An examination of current sentiment analysis techniques reveals a dependence on conventional methods like machine learning classifiers and bag-of-words models. These techniques might not work as well in e-commerce as they do in broader areas. Enhancing existing models for more accurate sentiment analysis is now possible because to recent developments in complex pattern recognition, dimensionality reduction, and semantic analysis18,19. By combining cutting-edge methods like Word2Vec for semantic understanding, Truncated Singular Value Decomposition (SVD) for dimensionality reduction, and Restricted Boltzmann Machine (RBM) for capturing complex patterns, the proposed system seeks to create a state-of-the-art sentiment analysis model for e-commerce20. Enhancing semantic understanding, resolving dimensionality issues, and utilizing RBM to capture complex sentiment patterns are among the goals. It is anticipated that the suggested sentiment analysis methodology will significantly advance e-commerce by offering a deep comprehension of emotions in textual data21. The results will provide precise and useful insights to businesses, governments, and scholars, enabling well-informed decision-making in the e-commerce industry.
Customer assessments were gathered for this study from a variety of sources, such as reviews, tweets, postings, and comments. To systematically extract pertinent data, particular search parameters were created, taking into account platform-specific characteristics, time frames, and keywords. The requirement for domain-specific relevance led to the choice to gather new data rather than utilize an already-existing benchmark dataset22. The goal of broadening the search parameters to encompass a variety of data sources was to offer a thorough grasp of consumer attitudes on various platforms. This work seeks to develop an efficient way for assessing consumer feedback on e-commerce products using the Weighted Parallel Hybrid Deep Learning (WPHDL-SAEPR) approach23. Several pre-processing processes are required for the WPHDL-SAEPR approach in order to guarantee data compatibility. Word embedding is done with the Word2Vec model, while sentiment categorization is done with the WPHDL model, which combines the Singular Value Decomposition (SVD) and Restricted Boltzmann Machine (RBM) models24. A dataset of customer reviews was used to analyze the simulation results obtained from the WPHDL-SAEPR approach.
Related research works
In the field of e-commerce, reviews have been analyzed using techniques like Long Short-Term Memory (LSTM) and Deep Learning Convolutional Neural Networks (DL-CNN) in conjunction with LSTM (CNN-LSTM). Tokenization of lowercase letters, stop word removal, and punctuation removal are some of the data pre-processing techniques used for data cleansing. After that, the clean dataset is examined using the CNN-LSTM and LSTM algorithms to categorize consumer sentiment as either favorable or unfavorable. For e-commerce product reviews, Liu et al.19 claim that Bert-BiGRU-Softmax’s deep learning technique, which combines hybrid masking, an attention mechanism, and sentiment modeling, works well. As an input layer, the Bert technique obtains semantic codes, calculates sentiment weights, and extracts multi-dimensional product features. A hidden layer is produced by the Bidirectional GRU algorithm, and attitudes are classified as positive or negative by the Softmax layer, which is outfitted with an attention mechanism.
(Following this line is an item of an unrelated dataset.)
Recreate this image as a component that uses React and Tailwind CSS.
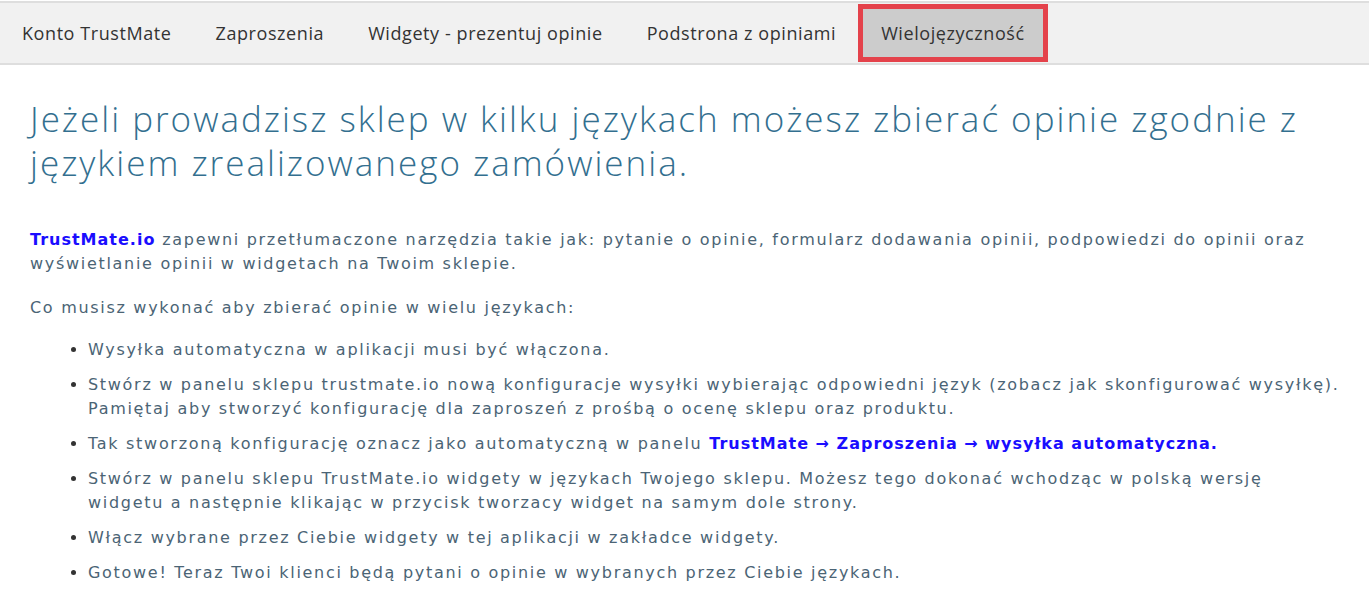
export default function App() {
  const tabs = ["Konto TrustMate", "Zaproszenia", "Widgety - prezentuj opinie", "Podstrona z opiniami"];
  const body = { fontFamily: '"DejaVu Sans", sans-serif' };
  return (
    <div className="w-[1369px] h-[594px] bg-white overflow-hidden">
      <nav className="mt-[1px] h-[64px] bg-[#f1f1f1] border-t-2 border-b-2 border-[#dedede] flex items-stretch" style={{ fontFamily: '"Open Sans", sans-serif' }}>
        {tabs.map((t) => (
          <div key={t} className="px-[22px] flex items-center text-[18px] tracking-[0.58px] text-[#333]">{t}</div>
        ))}
        <div className="my-[1px] px-[18px] flex items-center text-[18px] tracking-[0.58px] text-[#333] bg-[#cccccc] border-[5px] border-[#e4424b]">Wielojęzyczność</div>
      </nav>
      <main className="pl-[30px] pr-[8px] pt-[32px]">
        <h1 className="text-[35px] leading-[44px] font-light text-[#336f8f] tracking-[2px]" style={{ fontFamily: '"Open Sans", sans-serif' }}>
          Jeżeli prowadzisz sklep w kilku językach możesz zbierać opinie zgodnie z<br />językiem zrealizowanego zamówienia.
        </h1>
        <div className="mt-[43px] text-[16px] leading-[24px] tracking-[1.7px] text-[#4b6475]" style={body}>
          <p>
            <span className="text-[#1a0dff] font-bold tracking-[1px]">TrustMate.io</span> zapewni przetłumaczone narzędzia takie jak: pytanie o opinie, formularz dodawania opinii, podpowiedzi do opinii oraz wyświetlanie opinii w widgetach na Twoim sklepie.
          </p>
          <p className="mt-[20px]">Co musisz wykonać aby zbierać opinie w wielu językach:</p>
          <ul className="mt-[18px] pl-[58px] list-disc marker:text-[#333] flex flex-col gap-[11px]">
            <li>Wysyłka automatyczna w aplikacji musi być włączona.</li>
            <li>Stwórz w panelu sklepu trustmate.io nową konfiguracje wysyłki wybierając odpowiedni język (zobacz jak skonfigurować wysyłkę). Pamiętaj aby stworzyć konfigurację dla zaproszeń z prośbą o ocenę sklepu oraz produktu.</li>
            <li>Tak stworzoną konfigurację oznacz jako automatyczną w panelu <span className="text-[#1a0dff] font-bold tracking-[1px]">TrustMate → Zaproszenia → wysyłka automatyczna.</span></li>
            <li>Stwórz w panelu sklepu TrustMate.io widgety w językach Twojego sklepu. Możesz tego dokonać wchodząc w polską wersję<br />widgetu a następnie klikając w przycisk tworzacy widget na samym dole strony.</li>
            <li>Włącz wybrane przez Ciebie widgety w tej aplikacji w zakładce widgety.</li>
            <li>Gotowe! Teraz Twoi klienci będą pytani o opinie w wybranych przez Ciebie językach.</li>
          </ul>
        </div>
      </main>
    </div>
  );
}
The ERNIE-BiLSTM-Att (EBLA) SA method is supported by Huang et al.21. In their work, dynamic word vectors are produced via the Enhanced Representation via Knowledge Integration (ERNIE) word embedding and fed into the BiLSTM for text property extraction. Emotion classification uses the softmax method, whereas the Attention Mechanism (Att) maximizes the weight of the hidden state25. A two-channel hybrid model for sentiment classification gave rise to the MWVH technique, which aggregates the properties of several word vectors into a single set. Built with attention techniques, CNN and RNN each have their own channels. Better sentence vector quality are produced by this two-channel model, which makes up for the shortcomings of single network techniques26. In order to examine different textual features, the study also looks into previously developed LSTM techniques. An ensemble approach with LSTM-NN is proposed to transfer useful information in sentiment or opinion categorization. It uses both character-level and word-level tokenization. For effective prediction tasks, this hybrid network integrates CNN and BiLSTM. While a CNN makes predictions based on the engineering features, BiLSTM evaluates comments and product attributes27,28.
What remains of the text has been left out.